Open phvalguima opened 9 months ago
On this, we should have a configurable path. Some snaps disable syslogs, but keep the service logs in some dedicated file.
I think @marcoppenheimer, in this case, we should actually improve: https://github.com/sosreport/sos
Each team should contribute its own version of a plugin: https://github.com/sosreport/sos/tree/main/sos/report/plugins
That tool is a standard for support cases (even integrates natively with support portals, using --case-id
option).
Right now, we can already enable the systemd
and kubernetes
plugins and capture the output of the main host:
$ sudo snap install sosreport --channel=latest/stable --classic
$ mkdir /home/ubuntu/sosreport
$ sudo sos report \
--only-plugins kubernetes,systemd \
--enable-plugins kubernetes \
-k kubernetes.describe=true -k kubernetes.podlogs=true -k kubernetes.all=true \
--batch \
--clean \
--tmp-dir=./sosreport \
-z gzip
Where each option means:
$ sudo sos report \
--only-plugins kubernetes,systemd \ # These are the only plugins to run
--enable-plugins kubernetes \ # Make sure both are enabled, e.g. k8s is disabled by default
-k kubernetes.describe=true -k kubernetes.podlogs=true \ # options to capture pod logs and describe k8s ns
--batch \ # No prompting
--clean \ # Obfuscate data
--tmp-dir=./sosreport \ # where the report output goes
-z gzip # generates a tar.gz output
For LXCs, thou, we need something else. LXD plugin captures container console + LXD logs, but does not capture the journal logs within each container. Therefore, the best way here would be to run the commands above on each container, capture all the logs, and download them to a local folder in the host.
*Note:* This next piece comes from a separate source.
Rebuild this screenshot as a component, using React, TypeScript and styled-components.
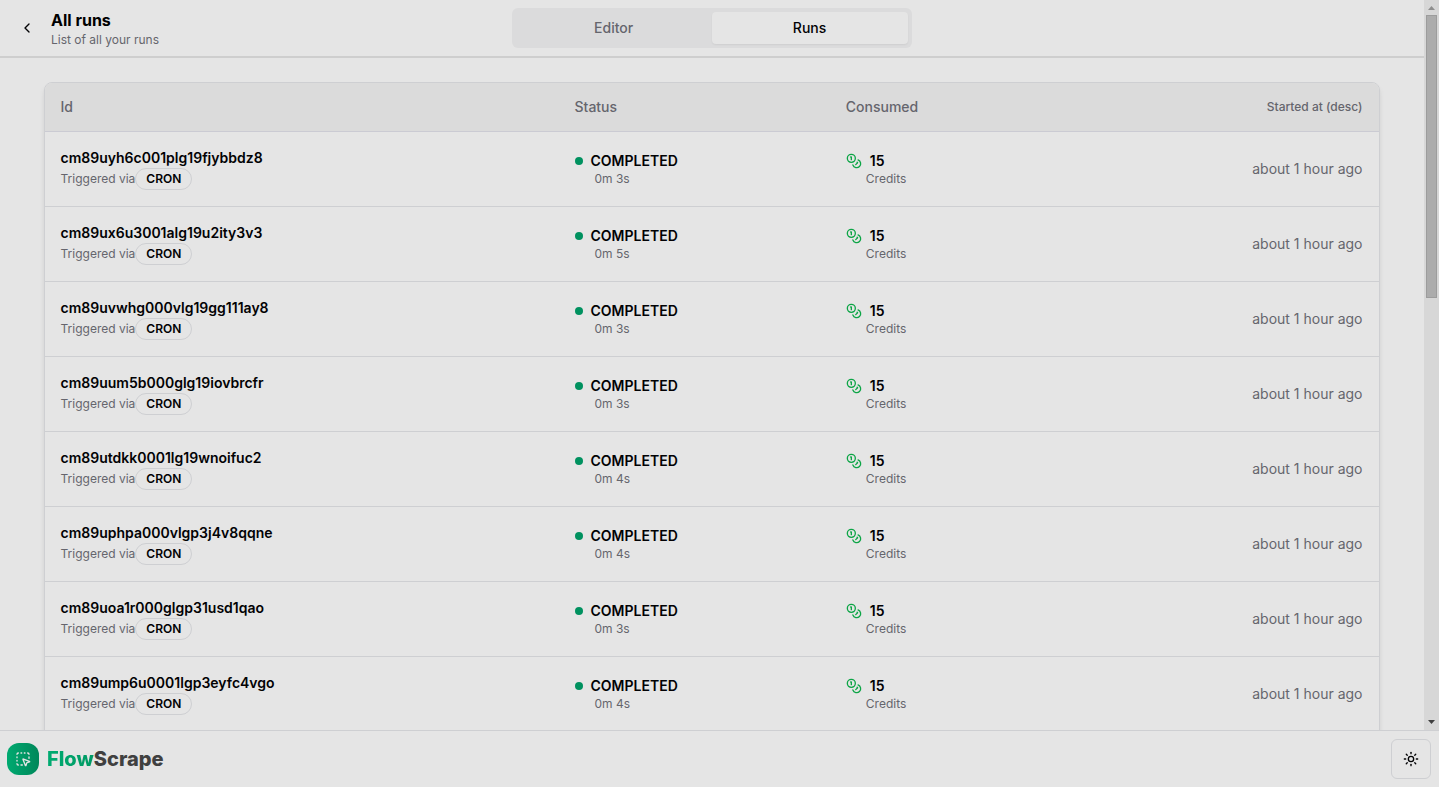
import React from "react";
import styled, { createGlobalStyle } from "styled-components";
import { ChevronLeft, Coins, SquareDashedMousePointer, Sun } from "lucide-react";

const GlobalStyle = createGlobalStyle`
  *, *::before, *::after { box-sizing: border-box; }
  body {
    margin: 0;
    background: #e5e5e5;
    color: #020204;
    font-family: Inter, "Liberation Sans", sans-serif;
    font-size: 14px;
    line-height: 20px;
    overflow: hidden;
  }
  button { font: inherit; color: inherit; background: none; border: 0; padding: 0; }
  svg { display: block; flex-shrink: 0; }
`;

const muted = "#65656d";
const line = "#cecfd2";

const Screen = styled.div`
  display: flex;
  flex-direction: column;
  height: 100vh;
  overflow: hidden;
`;

const Viewport = styled.div`
  display: flex;
  flex: 1;
  min-height: 0;
`;

const Page = styled.div`
  flex: 1;
  min-width: 0;
  overflow: hidden;
`;

const TopBar = styled.header`
  display: grid;
  grid-template-columns: 503.6px 400px 1fr;
  align-items: center;
  height: 58px;
  padding: 0 8px;
  border-bottom: 2px solid #cecece;
`;

const Heading = styled.div`
  display: flex;
  align-items: center;
  gap: 14px;
  padding-left: 9px;
`;

const BackButton = styled.button`
  display: flex;
  width: 20px;
  height: 20px;
  align-items: center;
  justify-content: center;
`;

const Title = styled.p`
  margin: 0;
  font-size: 16px;
  font-weight: 700;
  line-height: 24px;
  color: #000;
`;

const Subtitle = styled.p`
  margin: 0;
  font-size: 12px;
  line-height: 16px;
  color: ${muted};
`;

const Tabs = styled.nav`
  display: grid;
  grid-template-columns: 1fr 1fr;
  height: 40px;
  padding: 4px;
  border-radius: 6px;
  background: #dbdbdc;
`;

const Tab = styled.button<{ $active?: boolean }>`
  border-radius: 4px;
  font-weight: 500;
  color: ${(p) => (p.$active ? "#020204" : muted)};
  background: ${(p) => (p.$active ? "#e5e5e5" : "transparent")};
  box-shadow: ${(p) => (p.$active ? "0 1px 2px rgba(0,0,0,.06)" : "none")};
`;

const Main = styled.main`
  padding: 24px 44px;
`;

const TableFrame = styled.div`
  border: 1px solid ${line};
  border-radius: 8px;
  overflow: hidden;
  box-shadow: 0 4px 6px -1px rgba(0,0,0,.09), 0 2px 4px -2px rgba(0,0,0,.09);
`;

const Row = styled.div`
  display: grid;
  grid-template-columns: 514px 271.3px 1fr auto;
  align-items: center;
  height: 75px;
  padding: 0 16.5px 0 15.5px;
  border-bottom: 1px solid ${line};
`;

const HeadRow = styled(Row)`
  height: 49px;
  background: #dbdbdb;
  border-bottom-color: #cbcbd3;
  font-weight: 500;
  color: ${muted};
`;

const SortLabel = styled.span`
  font-size: 12px;
`;

const Cell = styled.div`
  display: flex;
  flex-direction: column;
`;

const RunId = styled.span`
  font-weight: 600;
`;

const Trigger = styled.div`
  display: flex;
  align-items: center;
  font-size: 12px;
  line-height: 16px;
  color: ${muted};
`;

const Badge = styled.span`
  padding: 2px 10px;
  border: 1px solid ${line};
  border-radius: 999px;
  font-weight: 600;
  color: #020204;
`;

const Primary = styled.div`
  display: flex;
  align-items: center;
  gap: 8px;
  font-weight: 600;
`;

const Dot = styled.span`
  width: 8px;
  height: 8px;
  border-radius: 50%;
  background: #00915f;
`;

const Note = styled.span`
  padding-left: 20px;
  font-size: 12px;
  line-height: 16px;
  color: ${muted};
`;

const Started = styled.span`
  color: ${muted};
`;

const TableTail = styled.div`
  height: 40px;
`;

const Scrollbar = styled.div`
  display: flex;
  flex-direction: column;
  align-items: center;
  width: 15px;
  background: #d7d7d7;
`;

const ScrollArrow = styled.div<{ $down?: boolean }>`
  display: flex;
  align-items: center;
  justify-content: center;
  height: ${(p) => (p.$down ? "17px" : "15px")};
  color: ${(p) => (p.$down ? "#404040" : "#8e8e8e")};
`;

const Thumb = styled.div`
  width: 11px;
  height: 283px;
  margin-bottom: auto;
  border: 1px solid #9c9c9c;
  background: #acacac;
`;

const BottomBar = styled.footer`
  display: flex;
  align-items: center;
  justify-content: space-between;
  height: 57px;
  padding: 0 8px 0 7px;
  border-top: 1px solid ${line};
`;

const Brand = styled.div`
  display: flex;
  align-items: center;
  gap: 8px;
  font-size: 20px;
  font-weight: 800;
  line-height: 28px;
  color: #404040;
`;

const BrandMark = styled.div`
  display: flex;
  align-items: center;
  justify-content: center;
  width: 32px;
  height: 32px;
  border-radius: 12px;
  background: linear-gradient(90deg, #00aa70, #00875a);
  color: #e5e5e5;
`;

const BrandAccent = styled.span`
  background: linear-gradient(90deg, #00ab71, #009a64);
  background-clip: text;
  color: transparent;
`;

const ThemeButton = styled.button`
  display: flex;
  align-items: center;
  justify-content: center;
  width: 40px;
  height: 40px;
  border: 1px solid ${line};
  border-radius: 6px;
`;

const runs = [
  { id: "cm89uyh6c001plg19fjybbdz8", duration: "0m 3s" },
  { id: "cm89ux6u3001alg19u2ity3v3", duration: "0m 5s" },
  { id: "cm89uvwhg000vlg19gg111ay8", duration: "0m 3s" },
  { id: "cm89uum5b000glg19iovbrcfr", duration: "0m 3s" },
  { id: "cm89utdkk0001lg19wnoifuc2", duration: "0m 4s" },
  { id: "cm89uphpa000vlgp3j4v8qqne", duration: "0m 4s" },
  { id: "cm89uoa1r000glgp31usd1qao", duration: "0m 3s" },
  { id: "cm89ump6u0001lgp3eyfc4vgo", duration: "0m 4s" },
];

function RunRow({ id, duration }: { id: string; duration: string }) {
  return (
    <Row>
      <Cell>
        <RunId>{id}</RunId>
        <Trigger>
          <span>Triggered via</span>
          <Badge>CRON</Badge>
        </Trigger>
      </Cell>
      <Cell>
        <Primary>
          <Dot />
          COMPLETED
        </Primary>
        <Note>{duration}</Note>
      </Cell>
      <Cell>
        <Primary>
          <Coins size={16} color="#0da546" />
          15
        </Primary>
        <Note>Credits</Note>
      </Cell>
      <Started>about 1 hour ago</Started>
    </Row>
  );
}

export default function App() {
  return (
    <Screen>
      <GlobalStyle />
      <Viewport>
        <Page>
          <TopBar>
            <Heading>
              <BackButton aria-label="Back">
                <ChevronLeft size={16} />
              </BackButton>
              <div>
                <Title>All runs</Title>
                <Subtitle>List of all your runs</Subtitle>
              </div>
            </Heading>
            <Tabs>
              <Tab>Editor</Tab>
              <Tab $active>Runs</Tab>
            </Tabs>
          </TopBar>
          <Main>
            <TableFrame>
              <HeadRow>
                <span>Id</span>
                <span>Status</span>
                <span>Consumed</span>
                <SortLabel>Started at (desc)</SortLabel>
              </HeadRow>
              {runs.map((run) => (
                <RunRow key={run.id} {...run} />
              ))}
              <TableTail />
            </TableFrame>
          </Main>
        </Page>
        <Scrollbar>
          <ScrollArrow>
            <svg width="7" height="4" viewBox="0 0 7 4" fill="currentColor">
              <path d="M3.5 0 7 4H0z" />
            </svg>
          </ScrollArrow>
          <Thumb />
          <ScrollArrow $down>
            <svg width="7" height="4" viewBox="0 0 7 4" fill="currentColor">
              <path d="M0 0h7L3.5 4z" />
            </svg>
          </ScrollArrow>
        </Scrollbar>
      </Viewport>
      <BottomBar>
        <Brand>
          <BrandMark>
            <SquareDashedMousePointer size={16} />
          </BrandMark>
          <span>
            <BrandAccent>Flow</BrandAccent>
            Scrape
          </span>
        </Brand>
        <ThemeButton aria-label="Toggle theme">
          <Sun size={16} />
        </ThemeButton>
      </BottomBar>
    </Screen>
  );
}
For kubernetes, you need to have kubectl installed and set the ~/.kube/config correctly before running that command.
There is no problem in running plugin kubernetes
and not having k8s at all. It will just not capture any output.
In my opinion, @carlcsaposs-canonical should run the commands above by default, at least whenever a test fails. That should come alongside juju-crashdump.
Then, we can also add more plugins (kafka, opensearch, etc); as well as extra options. But I'd leave it for each team to extend sosreport and then contribute to dp-workflows here.
Wdyt?
Currently, we collect
juju debug-log
specifics, which provides insights into the charm states. We should also collect logs from the actual services, such as systemd logs for VM charms OR k8s pod logs.That will provide insights, e.g. if we had restarting units at a given time, such as discussed in this bug.
One example of how to capture systemd logs: https://github.com/canonical/data-platform-workflows/compare/main...add-more-logs
I think we need an equivalent command for k8s as well.